The F1-score increased with an increasing number of training data. Furthermore, the model trained on a total of 100 images yielded an F1-score of 32.4%, that trained on 200 images yielded an F1-score of 54.3%, and that trained on 400 images yielded an F1-score of 59.8%. The appropriate data augmentation techniques helped improve the F1-score of the model further. The F1-score of a model trained on a dataset that increased the 400 original images to 800 images with the left and right flipping technique was the highest (69.9%). However, the F1-score of a model trained on a dataset with 4000 images generated by randomly applying various image distortion techniques (e.g., left and right flipping, shifting, and zooming) was 61.5%, which is only approximately 1% higher than the F1-score of the model trained on 400 images. The accuracy of a model trained on an ImageNet dataset for classifying object images was similar to that of a human (77.4%); however, the accuracy of a model trained on the Place365 dataset was only 55.2%. Compared to those of other domains, the accuracy of the model developed in this study is significant.

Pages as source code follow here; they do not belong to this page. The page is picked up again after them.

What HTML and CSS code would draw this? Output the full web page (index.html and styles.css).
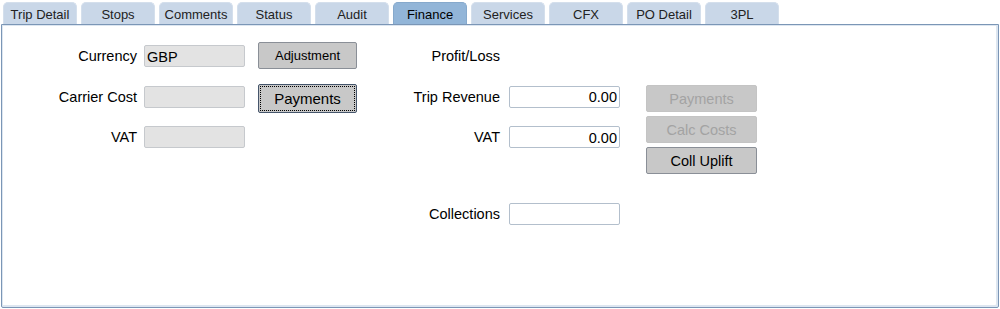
FILE: index.html
```html
<!DOCTYPE html>
<html lang="en">

<head>
    <meta charset="UTF-8">
    <title>Trip - Finance</title>
    <link rel="stylesheet" href="styles.css">
</head>

<body>
    <div class="tabs">
        <div class="tab">Trip Detail</div>
        <div class="tab">Stops</div>
        <div class="tab">Comments</div>
        <div class="tab">Status</div>
        <div class="tab">Audit</div>
        <div class="tab active">Finance</div>
        <div class="tab">Services</div>
        <div class="tab">CFX</div>
        <div class="tab">PO Detail</div>
        <div class="tab">3PL</div>
    </div>
    <div class="panel">
        <div class="costs">
            <label>Currency</label>
            <input class="field readonly" type="text" value="GBP" readonly>
            <label>Carrier Cost</label>
            <input class="field readonly" type="text" value="" readonly>
            <label>VAT</label>
            <input class="field readonly" type="text" value="" readonly>
        </div>
        <div class="cost-btns">
            <button class="btn small">Adjustment</button>
            <button class="btn focused">Payments</button>
        </div>
        <div class="profit">
            <label>Profit/Loss</label>
            <span></span>
            <label>Trip Revenue</label>
            <input class="field num" type="text" value="0.00">
            <label>VAT</label>
            <input class="field num" type="text" value="0.00">
            <label class="gap">Collections</label>
            <input class="field gap" type="text" value="">
        </div>
        <div class="side-btns">
            <button class="btn wide" disabled>Payments</button>
            <button class="btn wide" disabled>Calc Costs</button>
            <button class="btn wide">Coll Uplift</button>
        </div>
    </div>
</body>

</html>
```

FILE: styles.css
```css
body {
    font-family: "Liberation Sans", Arial, sans-serif;
    margin: 0;
    background-color: #fff;
    color: #000;
}

.tabs {
    display: flex;
    gap: 4px;
    padding: 2px 0 0 3px;
    height: 22px;
}

.tab {
    width: 74px;
    height: 22px;
    line-height: 23px;
    text-align: center;
    font-size: 13px;
    color: #222;
    background-color: #c9d7e8;
    border-radius: 5px 5px 0 0;
    box-sizing: border-box;
    border: 1px solid #d4dfec;
    border-bottom: none;
}

.tab.active {
    background-color: #92b5d8;
    border-color: #86a9cc;
    color: #000;
}

.panel {
    margin: 0 1px 0 1px;
    height: 284px;
    box-sizing: border-box;
    border: 1px solid #7b96b6;
    border-radius: 0 0 2px 2px;
    box-shadow: inset 1px 1px 0 #dde6f0, inset -2px -2px 0 #dde6f0;
    display: flex;
    align-items: flex-start;
    padding-top: 17px;
    font-size: 14.5px;
}

.costs,
.profit {
    display: grid;
    align-items: center;
    row-gap: 18.5px;
    margin-top: 3px;
}

.costs {
    grid-template-columns: 135px 101px;
    column-gap: 7px;
}

.profit {
    grid-template-columns: 142px 111px;
    column-gap: 9px;
    margin-left: 1px;
}

label {
    text-align: right;
    height: 22px;
    line-height: 23px;
}

.profit .gap {
    margin-top: 36px;
}

.field {
    height: 22px;
    box-sizing: border-box;
    border: 1px solid #b3bfcc;
    border-radius: 2px;
    padding: 1px 2px 0;
    font-family: inherit;
    font-size: 14.5px;
    color: #000;
    background: #fff;
    outline: none;
}

.field.readonly {
    background: #e3e3e3;
    border-color: #c6c9cd;
}

.field.num {
    text-align: right;
}

.btn {
    display: block;
    height: 27px;
    box-sizing: border-box;
    background-color: #c8c8c8;
    border: 1px solid #8a8f97;
    border-radius: 2px;
    font-family: inherit;
    font-size: 14.5px;
    color: #000;
    padding: 0;
}

.cost-btns {
    margin-left: 13px;
    width: 99px;
}

.cost-btns .btn {
    width: 99px;
}

.btn.small {
    font-size: 13px;
}

.btn.focused {
    margin-top: 15px;
    height: 29px;
    font-size: 15px;
    border-color: #45556b;
    outline: 1px dotted #000;
    outline-offset: -3px;
}

.side-btns {
    margin-left: 26px;
    margin-top: 43px;
    display: flex;
    flex-direction: column;
    gap: 4px;
}

.btn.wide {
    width: 111px;
}

.btn:disabled {
    color: #a3a3a3;
    border-color: #c4c4c4;
}
```
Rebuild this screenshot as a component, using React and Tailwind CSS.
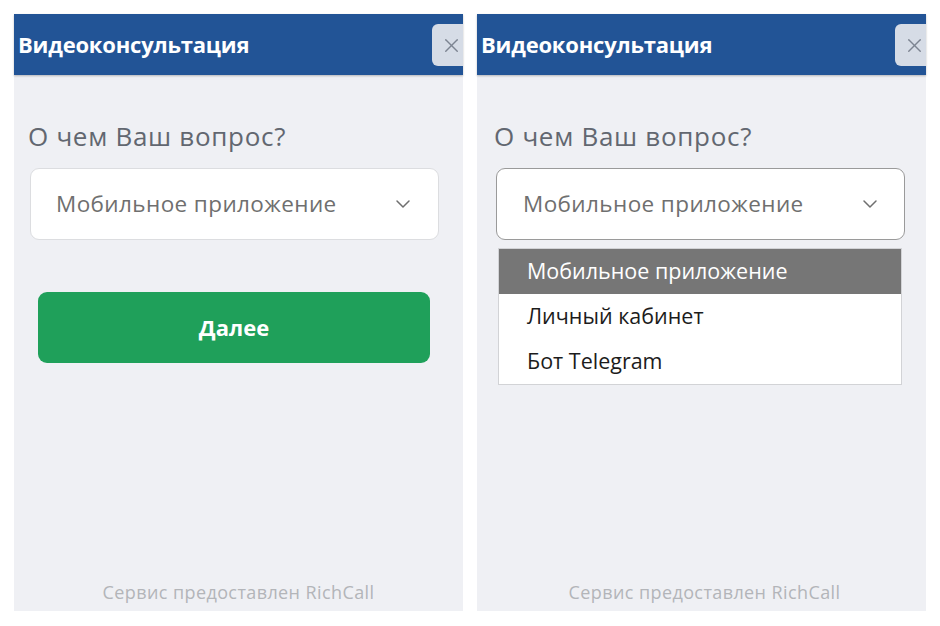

By using the trained model, the quantitative information from reference images was identified, and a database was constructed. It only took 30 s to collect style information from 480 images. Each reference image was appended with information about, for example, the model used for recognition, scope of styles that the model can identify, and the probability and name of each style. Finally, the retrieval of reference images based on complex conditions regarding the style probability was demonstrated.